The Longest Day
Nashville, TN
June 21, 2018
Life moves in cycles. Some times in long, slow Kilauean streams…at others in sudden Vesuvian bursts.
Among the ebbs and flows, familiar patterns form.
Seven lean years follow seven fat years. Stocks take the stairs up, and the elevator down. Leaves bud, bloom, and blush. Nations are born Stoic…and die epicurean.
To every thing there is a season, and a time to every purpose under heaven.
Disruption of these reliable rhythms, these soothing cycles, these tenacious traditions, should be hazarded with caution, if at all.
That said, like tanners to the perfumes of their trade, we can become anesthetized to the routine of our ruts.
My pattern the last several years has been to spend weary weeks between the banks of the Mississippi and the shore of the Missouri, punctuated by welcome weekends along the northern edge of the Chattahoochee.

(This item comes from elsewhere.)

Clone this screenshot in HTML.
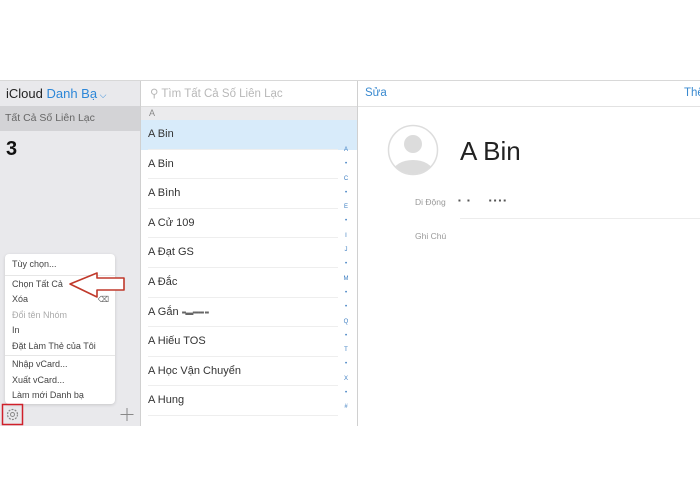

Today, I abide along la rive gauche of the Cumberland, brushing off the moribund monotony of Missouri like a spark from a sweater…trying to keep it from burning the entire garment.
Meanwhile, the cycles continue to churn…today being the culmination of one wave and commencement of another. The solar pendulum has reached its apogee, and in the Northern Hemisphere Apollo’s steeds endure their most trying day.
When they return to earth, they can do worse for their recuperation than a night at the refurbished Union Station Hotel.
At the turn of the twentieth century eight rail lines carried passengers to or thru Nashville.
I am currently settled under the vaults and chandeliers adorning the lobby of this castellated Victorian Romanesque edifice, erected in 1900 to accommodate train traffic that once flowed from Chicago, Cincinnati, or St Louis to Atlanta, New Orleans, or St Petersburg.
World War II was the high-water mark of Nashville rail service. Afterward, with a flood of auto and air transport, the tide began to recede.
By the 1960s, only one line continued to serve the city. A decade later, it too was gone…leaving only pigeons and junk bonds as this terminal’s tenuous tenants.
Fires, neglect, and demolition finally eradicated the engineering marvel that served as the adjacent passenger platform and train shed.
Fortunately, the main terminal was restored, being resurrected in 2012 as part of the Autograph Collection of Marriott Hotels.
Among the appeal of these gorgeous central depots, to be found in St Louis and Denver as here in Nashville, is their easy proximity to the resurgent regions of their respective towns.
Several blocks away, basking in the light of this longest day, is a remarkable replica of the great Athenian shrine to Apollo’s sister, goddess of wisdom and warfare.
We have unfortunately inherited from her a dearth of the one and an abundance of the other, but this monument does ample homage to those wise and warlike Athenians who crowned their Acropolis with her temple.
The other direction, and of more modern vintage and image, are the bars, clubs, and restaurants of and off lower Broadway.
Among them is Oak Steakhouse, where last night I used a Bordeaux blend to somehow wash down charcuterie samplings, half a crab cake, six asparagi, and twenty ounces of medium rare ribeye grilled to a fine medium rare.
Oh…and a salad.
I honestly don’t know how I then inflicted a New York cheesecake on whatever blood managed, like rush hour traffic thru the Caldecott Tunnel, to meander the encrusted casing of my constricted arteries…but manners compelled acquiescence to the fine proprietors who bore the burden of brandishing that banquet.
Having survived to see a beautiful sun rise on this Summer solstice, I savored my morning coffee…and expected never to need to eat again.
Now, preparing to depart for the airport in an attempt to fly home, I peer out the window and anticipate other familiar patterns ominously asserting themselves: those of the sudden southern summer thunderstorm and its ne’er do-well offspring…the tarmac “ground hold”.
This day may yet be even longer than I thought.